The tensor must be 4D with shape (C, I, J, K).

Use it

import torchio as tio

image = tio.ScalarImage("brain.npy", reader=npy_reader)
print(image.shape)   # triggers the reader
print(image.spacing)  # (1.0, 1.0, 1.0) from the identity affine

Simple readers load eagerly

A reader that only returns (tensor, affine) cannot read metadata or regions lazily, so operations like .shape, .dtype, and slicing trigger a full load through your reader. This is unchanged behavior. To opt into lazy access, make your reader a lazy reader (below).

Lazy custom readers

Advanced, rarely needed

Most custom readers can stay simple and eager. Only reach for a lazy reader when your format can cheaply read metadata or sub-regions and you actually care about avoiding full loads (for example, very large volumes).

If your format supports reading the shape, affine, dtype, or sub-regions without loading everything, implement create_backend so TorchIO can access it lazily. A lazy reader is any object that has a create_backend method returning an object implementing the ImageDataBackend protocol.

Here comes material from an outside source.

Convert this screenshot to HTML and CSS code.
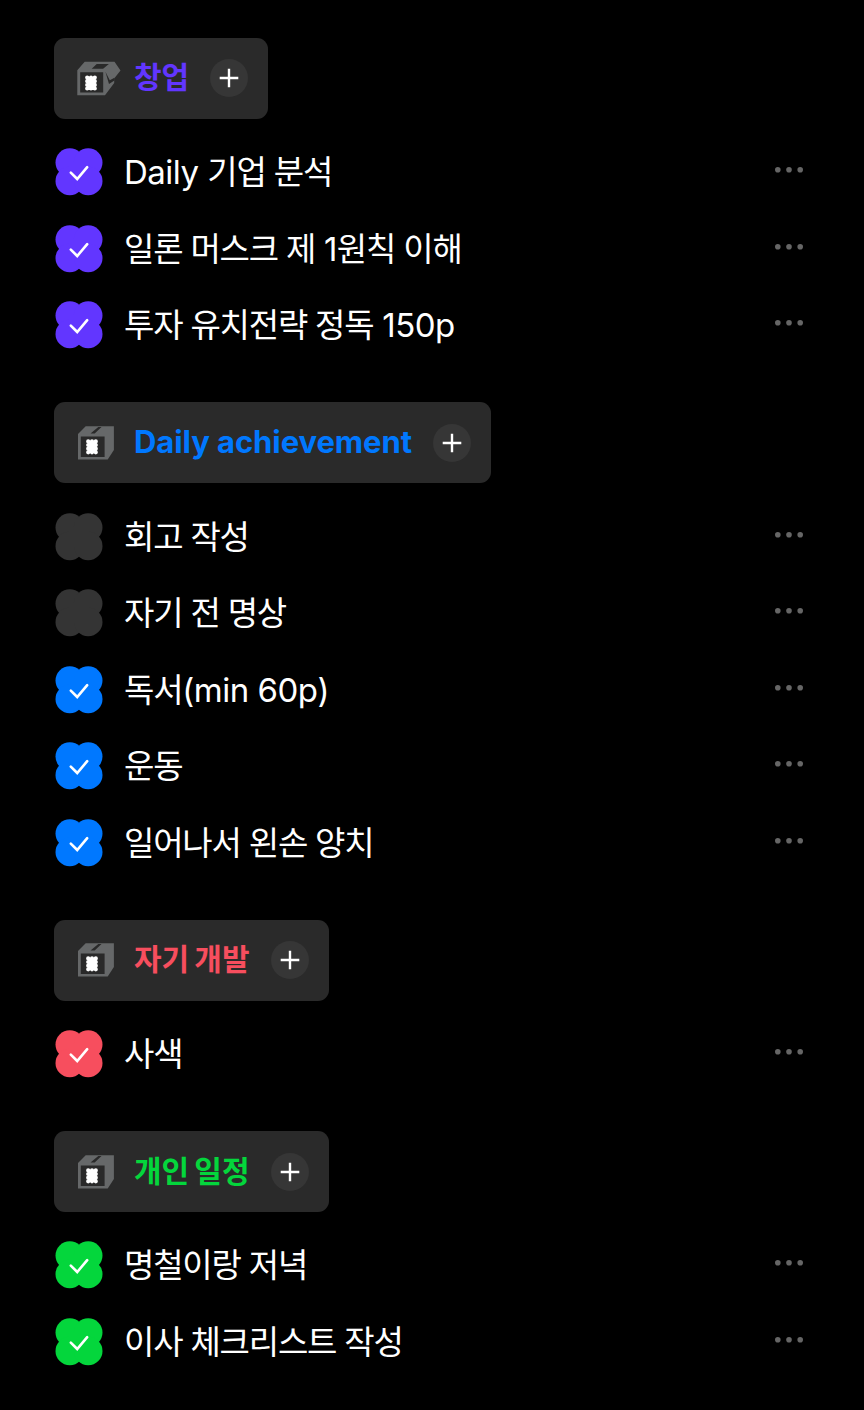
FILE: index.html
```html
<!DOCTYPE html>
<html lang="ko">
<head>
    <meta charset="UTF-8">
    <meta name="viewport" content="width=device-width, initial-scale=1.0">
    <title>Todo</title>
    <link rel="stylesheet" href="styles.css">
</head>
<body>

    <!-- Shared icons -->
    <svg class="icons" width="0" height="0">
        <symbol id="box-open" viewBox="0 0 44 36">
            <path class="box" d="M0.3 10.2 7.7 1.8H37.5l6 8.6-6.3 8V23L28 35.2H0.3z"/>
            <path class="hole" d="M3.2 12.2h23v20.2h-23zM14.7 8.8l5-4.8h12.2l-5.8 4.8zM28.4 11.8l4.4 8.4 4.6-2.4v2.6l-5.4 3.6z"/>
            <path class="stamp" d="M10.2 17.6h0M14 17.6h0M17.8 17.6h0M10.2 21.2h0M17.8 21.2h0M10.2 24.9h0M17.8 24.9h0M10.2 28.5h0M14 28.5h0M17.8 28.5h0"/>
            <path class="stamp-fill" d="M9.6 17h8.8v12H9.6z"/>
        </symbol>
        <symbol id="box" viewBox="0 0 44 36">
            <path class="box" d="M1 9 8.7 1.3H36.9V25l-6.2 9.5H1z"/>
            <path class="hole" d="M3.8 11.6h23.8v20.4h-23.8zM13.5 8.4 21.3 2h3.2l-6.8 6.4z"/>
            <path class="stamp" d="M11.2 16.4h0M15 16.4h0M18.8 16.4h0M11.2 20h0M18.8 20h0M11.2 23.7h0M18.8 23.7h0M11.2 27.3h0M15 27.3h0M18.8 27.3h0"/>
            <path class="stamp-fill" d="M10.6 15.8h8.8v12h-8.8z"/>
        </symbol>
        <symbol id="plus" viewBox="0 0 38 38">
            <path d="M19 9.7v18.6M9.7 19h18.6"/>
        </symbol>
        <symbol id="clover" viewBox="0 0 48 48">
            <circle cx="14.8" cy="14.6" r="14.3"/>
            <circle cx="33.2" cy="14.6" r="14.3"/>
            <circle cx="14.8" cy="33" r="14.3"/>
            <circle cx="33.2" cy="33" r="14.3"/>
            <path d="M14 14h20v20H14z"/>
        </symbol>
        <symbol id="check" viewBox="0 0 48 48">
            <path d="M15.8 24.6l6.4 6.4L32.2 19.2"/>
        </symbol>
        <symbol id="dots" viewBox="0 0 30 8">
            <circle cx="3.8" cy="3.7" r="2.8"/>
            <circle cx="15" cy="3.7" r="2.8"/>
            <circle cx="26.2" cy="3.7" r="2.8"/>
        </symbol>
    </svg>

    <main class="todo">
        <section class="group purple">
            <button class="category">
                <svg class="category-icon"><use href="#box-open"/></svg>
                <span class="category-name">창업</span>
                <svg class="add"><use href="#plus"/></svg>
            </button>
            <ul class="list">
                <li class="item done">
                    <svg class="mark"><use href="#clover"/><use class="tick" href="#check"/></svg>
                    <span class="text"><span class="latin">Daily </span>기업 분석</span>
                    <svg class="more"><use href="#dots"/></svg>
                </li>
                <li class="item done">
                    <svg class="mark"><use href="#clover"/><use class="tick" href="#check"/></svg>
                    <span class="text">일론 머스크 제<span class="latin"> 1</span>원칙 이해</span>
                    <svg class="more"><use href="#dots"/></svg>
                </li>
                <li class="item done">
                    <svg class="mark"><use href="#clover"/><use class="tick" href="#check"/></svg>
                    <span class="text">투자 유치전략 정독<span class="latin"> 150p</span></span>
                    <svg class="more"><use href="#dots"/></svg>
                </li>
            </ul>
        </section>

        <section class="group blue">
            <button class="category">
                <svg class="category-icon"><use href="#box"/></svg>
                <span class="category-name">Daily achievement</span>
                <svg class="add"><use href="#plus"/></svg>
            </button>
            <ul class="list">
                <li class="item">
                    <svg class="mark"><use href="#clover"/></svg>
                    <span class="text">회고 작성</span>
                    <svg class="more"><use href="#dots"/></svg>
                </li>
                <li class="item">
                    <svg class="mark"><use href="#clover"/></svg>
                    <span class="text">자기 전 명상</span>
                    <svg class="more"><use href="#dots"/></svg>
                </li>
                <li class="item done">
                    <svg class="mark"><use href="#clover"/><use class="tick" href="#check"/></svg>
                    <span class="text">독서<span class="latin">(min 60p)</span></span>
                    <svg class="more"><use href="#dots"/></svg>
                </li>
                <li class="item done">
                    <svg class="mark"><use href="#clover"/><use class="tick" href="#check"/></svg>
                    <span class="text">운동</span>
                    <svg class="more"><use href="#dots"/></svg>
                </li>
                <li class="item done">
                    <svg class="mark"><use href="#clover"/><use class="tick" href="#check"/></svg>
                    <span class="text">일어나서 왼손 양치</span>
                    <svg class="more"><use href="#dots"/></svg>
                </li>
            </ul>
        </section>

        <section class="group red">
            <button class="category">
                <svg class="category-icon"><use href="#box"/></svg>
                <span class="category-name">자기 개발</span>
                <svg class="add"><use href="#plus"/></svg>
            </button>
            <ul class="list">
                <li class="item done">
                    <svg class="mark"><use href="#clover"/><use class="tick" href="#check"/></svg>
                    <span class="text">사색</span>
                    <svg class="more"><use href="#dots"/></svg>
                </li>
            </ul>
        </section>

        <section class="group green">
            <button class="category">
                <svg class="category-icon"><use href="#box"/></svg>
                <span class="category-name">개인 일정</span>
                <svg class="add"><use href="#plus"/></svg>
            </button>
            <ul class="list">
                <li class="item done">
                    <svg class="mark"><use href="#clover"/><use class="tick" href="#check"/></svg>
                    <span class="text">명철이랑 저녁</span>
                    <svg class="more"><use href="#dots"/></svg>
                </li>
                <li class="item done">
                    <svg class="mark"><use href="#clover"/><use class="tick" href="#check"/></svg>
                    <span class="text">이사 체크리스트 작성</span>
                    <svg class="more"><use href="#dots"/></svg>
                </li>
            </ul>
        </section>
    </main>

</body>
</html>
```
FILE: styles.css
```css
* {
    box-sizing: border-box;
}

body {
    margin: 0;
    background: #000;
    color: #fff;
    font-family: Inter, "Noto Sans CJK KR", sans-serif;
}

.icons {
    display: block;
}

.todo {
    height: 1410px;
    padding: 37.9px 60px 0 54px;
    overflow: hidden;
}

/* Category colors */
.purple {
    --color: #6236ff;
}

.blue {
    --color: #0078ff;
}

.red {
    --color: #f74e5e;
}

.green {
    --color: #04d63c;
}

.group {
    margin-bottom: 38.6px;
}

/* Category button */
.category {
    display: flex;
    align-items: center;
    height: 81px;
    padding: 0 20px 0 23px;
    border: none;
    border-radius: 11px;
    background: #2a2a2a;
    font-family: inherit;
    cursor: pointer;
}

.category-icon {
    width: 44px;
    height: 36px;
    margin-right: 13px;
}

.category-name {
    height: 40px;
    margin-right: 21px;
    color: var(--color);
    font-size: 31px;
    font-weight: 700;
    line-height: 38px;
    letter-spacing: -0.08px;
    white-space: nowrap;
}

.purple .category-name,
.red .category-name,
.green .category-name {
    font-size: 30px;
    letter-spacing: 0;
    word-spacing: -2px;
}

.box {
    fill: #666869;
}

.hole {
    fill: #292929;
}

.stamp {
    fill: none;
    stroke: #fff;
    stroke-width: 4.2;
    stroke-linecap: round;
}

.stamp-fill {
    fill: #fff;
}

.add {
    width: 38px;
    height: 38px;
    border-radius: 50%;
    background: #363636;
    stroke: #fff;
    stroke-width: 2.4;
}

.category-icon {
    stroke: none;
}

/* Todo items */
.list {
    margin: 0;
    padding: 15px 0 0;
    list-style: none;
}

.item {
    display: flex;
    align-items: center;
    height: 76.6px;
}

.mark {
    width: 48px;
    height: 48px;
    margin: 0 21px 0 1px;
    fill: #343434;
}

.done .mark {
    fill: var(--color);
}

.tick {
    fill: none;
    stroke: #fff;
    stroke-width: 2.6;
    stroke-linecap: round;
}

.text {
    flex: 1;
    font-size: 33px;
    line-height: 48px;
    letter-spacing: -1.2px;
    white-space: nowrap;
}

.latin {
    letter-spacing: -0.5px;
}

.more {
    width: 30px;
    height: 8px;
    margin-bottom: 4px;
    fill: #666;
}
```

Building on the .npy reader above, this version is lazy: it returns a memory-mapped backend, so .shape reads only the header and slicing reads only the requested block.

from pathlib import Path

import numpy as np
import torch
from torchio.data.backends import BackendRequest, ImageDataBackend, normalize_index


class NpyBackend:
    """Lazy, memory-mapped backend for single-channel ``.npy`` volumes."""

    def __init__(self, path: Path):
        self._memmap = np.load(path, mmap_mode="r")  # shape (I, J, K), unread

    @property
    def shape(self):
        i, j, k = self._memmap.shape
        return (1, i, j, k)

    @property
    def affine(self):
        return torch.eye(4, dtype=torch.float64)

    @property
    def dtype(self):
        return self._memmap.dtype

    def __getitem__(self, index):
        sc, si, sj, sk = normalize_index(index)
        return torch.from_numpy(np.array(self._memmap[si, sj, sk]))[None][sc]

    def to_tensor(self):
        return torch.from_numpy(np.array(self._memmap))[None]


class LazyNpyReader:
    """A custom reader for ``.npy`` that supports lazy access."""

    def __call__(self, path: Path, **kwargs) -> tuple:
        # Eager fallback, used only if create_backend is unavailable.
        backend = self.create_backend(BackendRequest(path=path))
        return backend.to_tensor(), backend.affine.numpy()

    def create_backend(self, request: BackendRequest) -> ImageDataBackend:
        return NpyBackend(request.path)


image = tio.ScalarImage("volume.npy", reader=LazyNpyReader())
print(image.shape)  # read from the header, no full load

With a lazy reader, .shape, .affine, .dtype, and image.dataobj[...] slicing all go through your backend without materializing the full tensor.

Passing reader=... is per image. If instead you want every .npy file to use this backend, register it once globally with register_backend; see Lazy loading and backends for the backend contract and that registry-based alternative.